In this case, we can recover the simplification by making sure that we don’t have an existentially quantified row variable with:

type 'a tagged = 'a
  constraint 'a = <bool_like:'b; num:'n; value:'v; ty:'ty>
...
  | If:
     <bool_like:yes; .. > tagged expr

But this means that we are keeping away from any subtyping through row type variable.

In other words, subtyping through row type parametric polymorphism doesn’t work reliably in presence of GADTs, and my advice is to avoid it at the start rather than eliminate it later on after many fights against existentially quantified row type variables.

3 Likes

I’m not sure the problem is really due to GADT, but to a bad use of subtyping (so the error message).

Consider these two types:

type 'a t = <bool_like:yes; ..> as 'a
type a = Any : 'a t -> a

The last one is equivalent to the closed object type:

type b = <bool_like:yes>

What we got with row type polymorphism ('a t) is that we know we got a subtype 'a of b.
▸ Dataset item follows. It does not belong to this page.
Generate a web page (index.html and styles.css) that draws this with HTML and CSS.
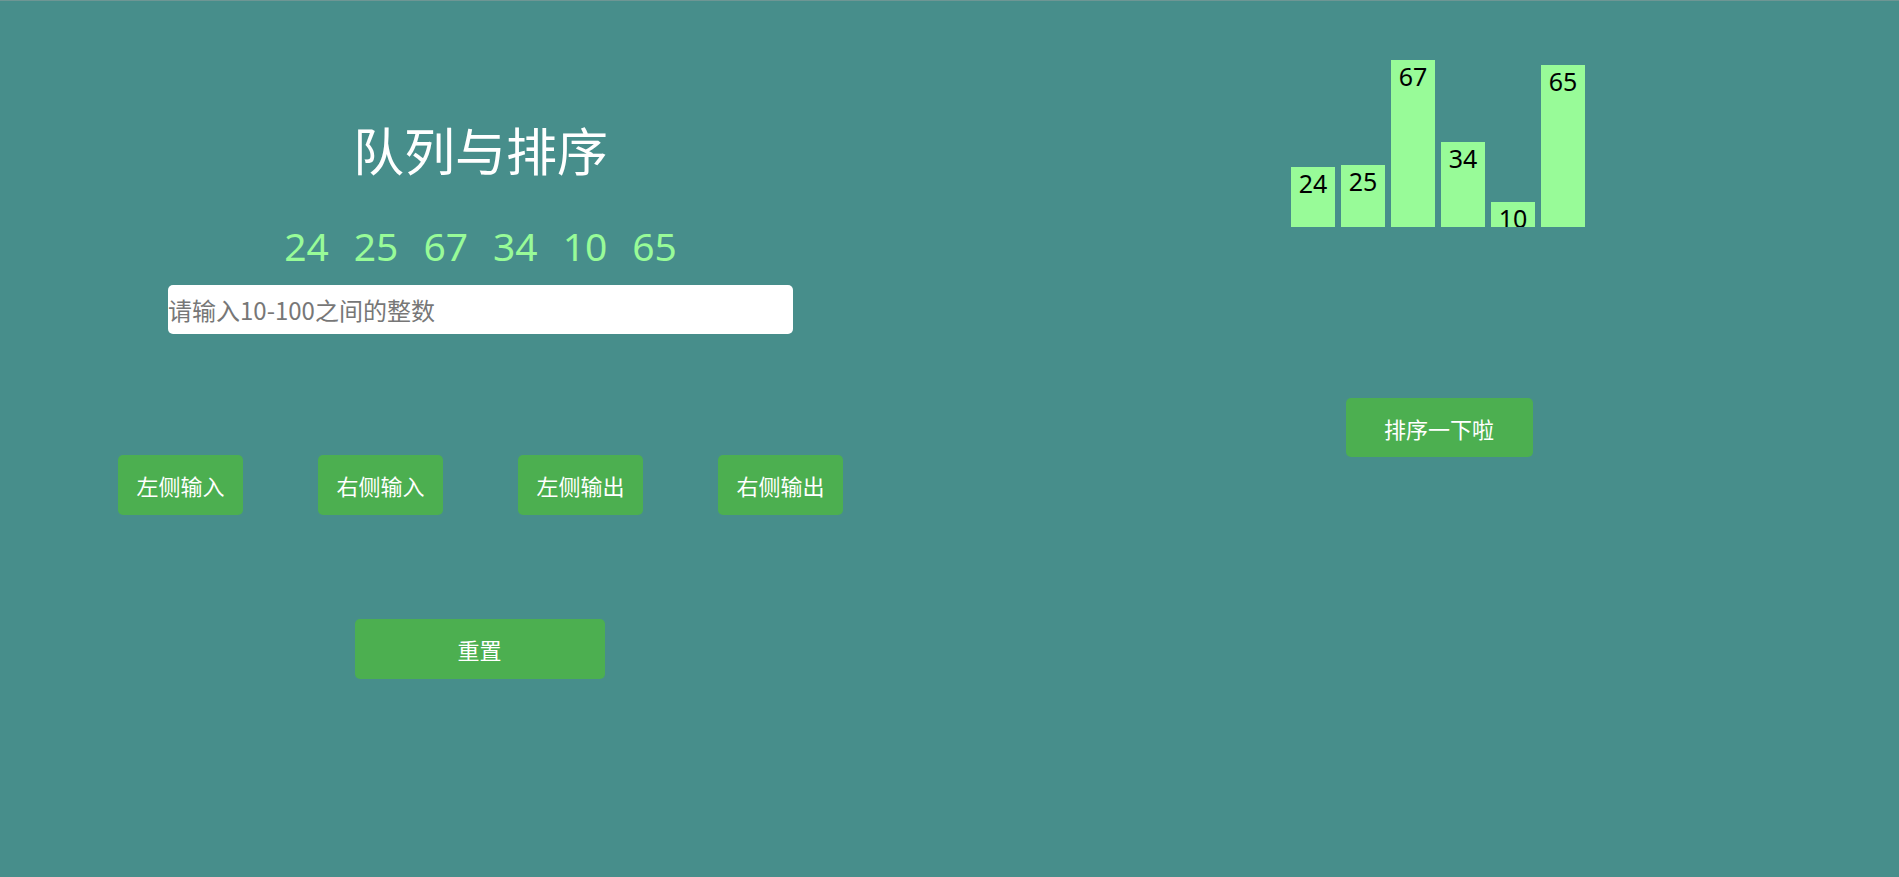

And in the code of value we need a subtype of <bool_like:yes; num:'b; ty:'c; value: 'd>. But, from a subtyping point of view, we only know that some b (or a) are of this type, and not all of them. Hence the type-checker, from a subtyping point of view, can’t prove that 'a is of the right type.

Edit: Row type polymorphism can be use with GADT, under the condition that the row type varibale appears in the type parameters of the GADT. Otherwise, when you hide the row type under an existential, you are upcasting your value in a closed object type (so you don’t really need row type polymorphism) and, therefore, you can’t specialize or downcast it anymore.